Bugle Boy For Bengal

How do you create a brand for West Bengal? That's one of the things that Buddhadeb Bhattacharya has apparently been thinking about, with a view to positioning the state as a place to invest, work, holiday and study in. And the person he appointed to do that was Wally Olins, one of the world's leading brand consultants, who's been responsible for branding places like Poland. Well, with its negative imagery, Poland may be a tricky problem to solve, but not as tricky as West Bengal, caught as it is between the devil of the old-guard Marxists and the deep sea of Mamata.
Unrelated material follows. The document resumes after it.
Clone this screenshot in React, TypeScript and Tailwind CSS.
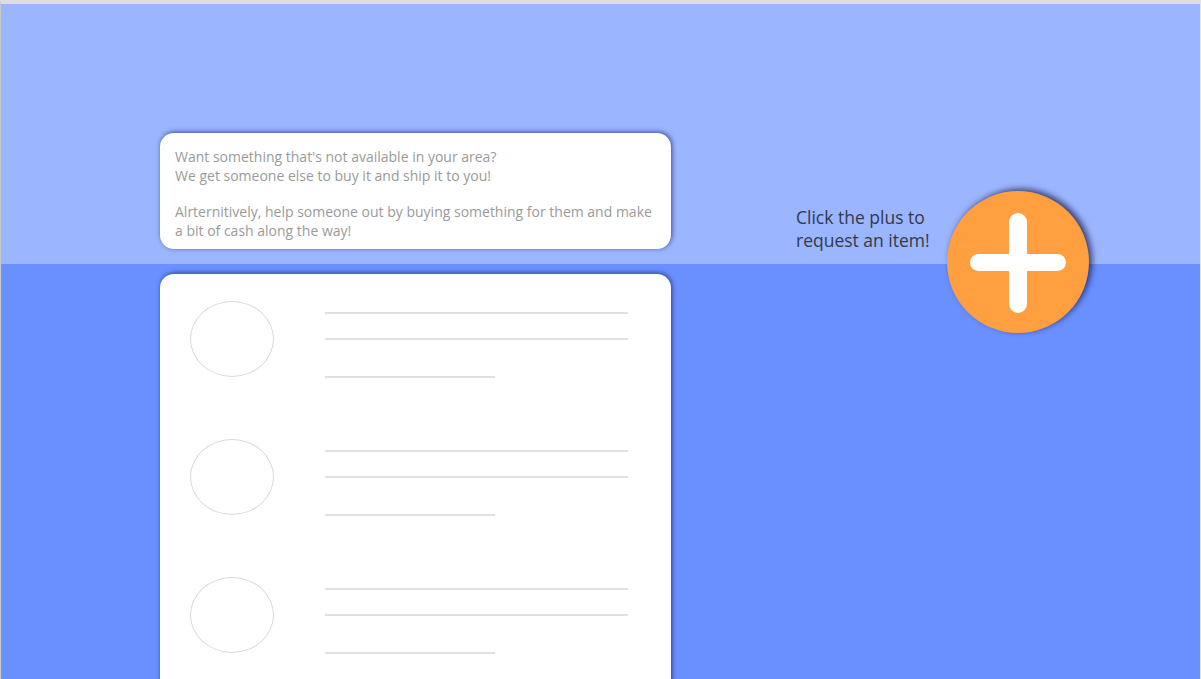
import React from "react";

function Row() {
  return (
    <div className="flex h-[138px] shrink-0">
      <div className="ml-[30px] h-[76px] w-[84px] rounded-[50%] border border-[#d9d9d9]" />
      <div className="ml-[51px] flex flex-col pt-[11px]">
        <div className="h-[2px] w-[303px] bg-[#e0e0e0]" />
        <div className="mt-[24px] h-[2px] w-[303px] bg-[#e0e0e0]" />
        <div className="mt-[36px] h-[2px] w-[170px] bg-[#e0e0e0]" />
      </div>
    </div>
  );
}

export default function App() {
  return (
    <div className="h-[679px] w-full overflow-hidden border-t-4 border-l border-r border-t-[#dedede] border-l-[#c9c9c9] border-r-[#e4e6f6] bg-[linear-gradient(#9bb5ff_0,#9bb5ff_260px,#6a90ff_260px)] font-['Open_Sans',sans-serif]">
      <div className="flex h-full">
        <div className="ml-[159px] flex w-[511px] shrink-0 flex-col pt-[129px]">
          <div className="h-[116px] shrink-0 rounded-[14px] bg-white px-[15px] pt-[14px] text-[14px] leading-[19px] text-[#9a9a9a] shadow-[1px_-1px_5px_rgba(20,30,100,0.7)]">
            <p>
              Want something that's not available in your area?
              <br />
              We get someone else to buy it and ship it to you!
            </p>
            <p className="mt-[17px]">
              Alrternitively, help someone out by buying something for them and make a bit of cash along the way!
            </p>
          </div>
          <div className="mt-[25px] flex flex-1 flex-col rounded-t-[14px] bg-white pt-[27px] shadow-[1px_-1px_5px_rgba(20,30,100,0.7)]">
            <Row />
            <Row />
            <Row />
          </div>
        </div>
        <div className="ml-[125px] flex items-start self-start pt-[187px]">
          <div className="mt-[15px] whitespace-nowrap text-[17.5px] leading-[23px] text-[#333a48]">
            Click the plus to
            <br />
            request an item!
          </div>
          <div className="relative ml-[17px] h-[142px] w-[142px] shrink-0 rounded-full bg-[#ff9f40] shadow-[3px_-2px_6px_rgba(0,0,40,0.65)]">
            <div className="absolute left-[62px] top-[22px] h-[100px] w-[18px] rounded-full bg-white" />
            <div className="absolute left-[23px] top-[63px] h-[17px] w-[96px] rounded-full bg-white" />
          </div>
        </div>
      </div>
    </div>
  );
}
Olins apparently recommended that the key to the problem is to bring back a sense of pride in the people (which seems to make eminent sense) and to reach out to Bengalis living outside the state. But now, of course, everything's gone into the deep freeze—if not forever, then until May 13, at least.


In Case Of...Play An Action Hero

At Calcutta airport I saw a large sign saying, "In Case Of Emergency, Break Glass". But the funny thing is, it was printed on a glass door leading to the outside. Er...wouldn't it be simpler to just put a functioning handle on the door?